Nobody could have imagined this in 1985. Back then, this was a hermit republic where 90 per cent of the population was under orders to shut up. The world rarely entered the apartheid state. Before 1990 the World Cup was never even shown on television here. Until 1976, TV itself didn’t exist in South Africa.

This week South Africans are welcoming the world. For most of them, that’s still a new sensation. That’s why so many are filling airports to greet the most mediocre visiting teams, and wearing shirts and beanie hats that promote their own hapless Bafana Bafana national team. There may not be many visiting fans, but there is what South Africans call a “gees”, a spirit, around this event. My grandmother, in her widow’s flat in northern Johannesburg, and Nesta, up in the Drakensberg mountains, are both old ladies now, but when the football kicks off I suspect even they will be watching with pride. They know how far South Africa has come.

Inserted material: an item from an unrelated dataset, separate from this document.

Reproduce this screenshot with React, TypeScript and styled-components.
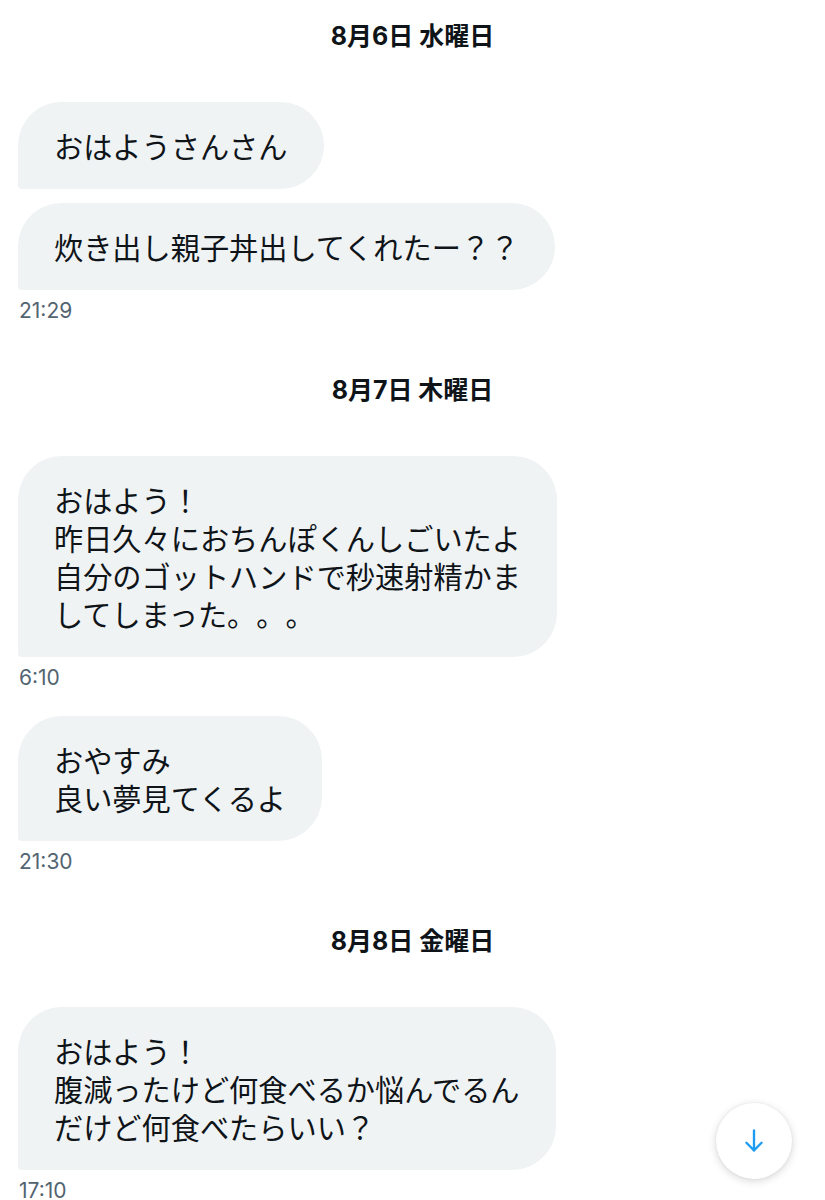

Years ago I interviewed Danny Jordaan, the World Cup’s organiser, in the business district of Sandton outside Johannesburg. I interrogated him about crime, about South Africa’s image, about the terrible Bafana. He parried with phrases he had recited hundreds of times before.

The former anti-apartheid activist was about to set off on his usual commute to the airport, but first there was something he wanted to say. “I think one is blessed. How many people have an opportunity to be part of the process to liberate their country? In 1976 and 1985, in those dark days, I was not sure that I would be sitting here today to talk to you. To see in 1990 Nelson Mandela walk out of prison, to see the elections go off peacefully in 1994, to see Bafana Bafana win the African Nations Cup in 1996, to be given the right to host this event – these are special events. Nobody decided for us to walk this road. We decided to walk this road.”

He had probably said it hundreds of times before, but it was true nonetheless.